Apart from anything else it would break *so* much code.

I think my understanding would be that 'S' isn't a struct. It's a template for a struct.

On 24 July 2014 19:37, John Colvin via Digitalmars-d < digitalmars-d@puremagic.com> wrote:

> On Thursday, 24 July 2014 at 04:53:41 UTC, Manu via Digitalmars-d wrote:
>
>> I'm running into consistent problems with default args and argument
>> deduction in templates.
>> There seem to be 2 consistent classes of problem:
>>
>> struct S(size_t len = 10)
>> {
>>   ubyte[len] data;
>> }
>>
>> S!100 x; // this works fine
>> S y; // this doesn't work (!)
>> S!() z; // this works
>>
>> The template arg has a default arg, why require !() ??
>> This causes problems in meta code, where you want to create an instance of
>> some T, and T may be a normal type with no template args, in which case
>> !()
>> is invalid, but a template type with default args should also be
>> acceptable, but it doesn't work because the meta code doesn't specify !().
>>
>
> This opens a whole can of worms.

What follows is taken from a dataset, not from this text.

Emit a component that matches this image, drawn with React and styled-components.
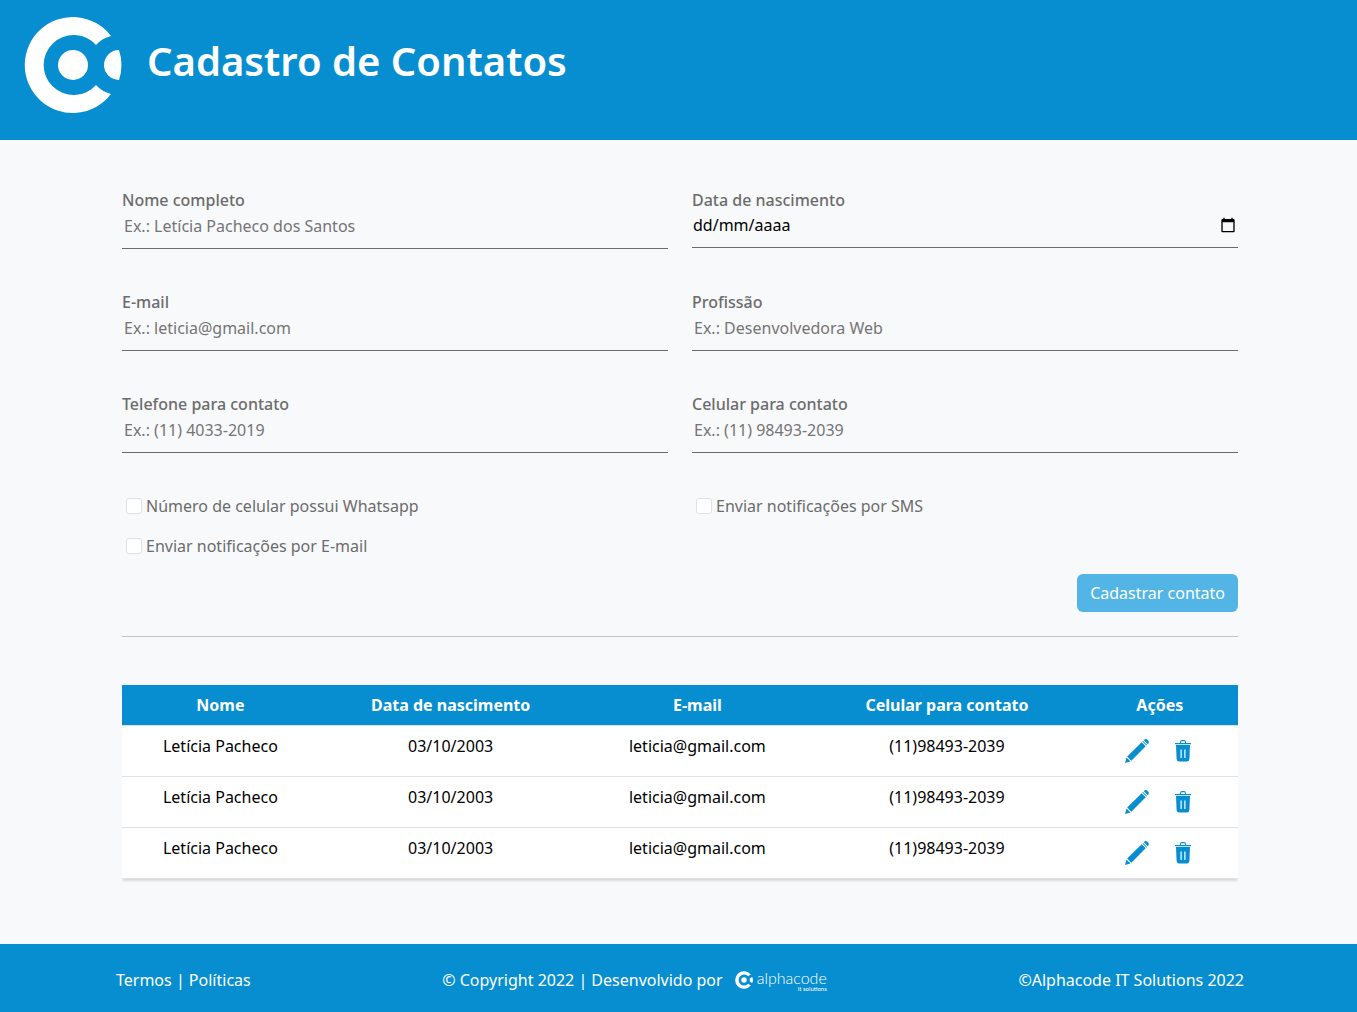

It's very useful to be able to distinguish between templates and their instantiations. Seeing as D's alias system works on a pass-by-name system, you can't have a system where simply referring to a template instantiates it with no arguments.
>
> Apart from anything else it would break *so* much code.
>

Isn't the call to the constructor enough to distinguish it is an instantiation rather than a reference to the template itself?

S is a template
S!() is a type
S(x,y,z) is a call to it's constructor, the expression has a type

What is the useful distinction between S!()(x,y,z) and S(x,y,z)? How does
either one of them make referring to the template 'S' difficult?
Is there some conflicting syntax where the parentheses mean something else
when S perceived as a template? Why isn't the same problem applicable to
function templates?

On 24 July 2014 21:25, Manu <turkeyman@gmail.com> wrote:

> On 24 July 2014 19:37, John Colvin via Digitalmars-d < digitalmars-d@puremagic.com> wrote:
>
>> On Thursday, 24 July 2014 at 04:53:41 UTC, Manu via Digitalmars-d wrote:
>>
>>> I'm running into consistent problems with default args and argument
>>> deduction in templates.
>>> There seem to be 2 consistent classes of problem:
>>>
>>> struct S(size_t len = 10)
>>> {
>>>   ubyte[len] data;
>>> }
>>>
>>> S!100 x; // this works fine
>>> S y; // this doesn't work (!)
>>> S!() z; // this works
>>>
>>> The template arg has a default arg, why require !() ??
>>> This causes problems in meta code, where you want to create an instance
>>> of
>>> some T, and T may be a normal type with no template args, in which case
>>> !()
>>> is invalid, but a template type with default args should also be
>>> acceptable, but it doesn't work because the meta code doesn't specify
>>> !().
>>>
>>
>> This opens a whole can of worms. It's very useful to be able to distinguish between templates and their instantiations. Seeing as D's alias system works on a pass-by-name system, you can't have a system where simply referring to a template instantiates it with no arguments.
>>
>> Apart from anything else it would break *so* much code.
>>
>
> Isn't the call to the constructor enough to distinguish it is an instantiation rather than a reference to the template itself?
>
> S is a template
> S!() is a type
> S(x,y,z) is a call to it's constructor, the expression has a type
>
> What is the useful distinction between S!()(x,y,z) and S(x,y,z)? How does
> either one of them make referring to the template 'S' difficult?
> Is there some conflicting syntax where the parentheses mean something else
> when S perceived as a template? Why isn't the same problem applicable to
> function templates?
>

Ack! Sorry! I misread, your response as being related to the constructor case, not the default arg case >_<

I see the problem with the default arg case. It's a real shame, because it
has rather annoying side effects in generic code, and it doesn't appear to
follow the same logical rules as with functions.
This is precisely the sort of thing Scott Myers would be unhappy about...
Someone will need to 'explain' this for years to come, I don't think it's
intuitive ;)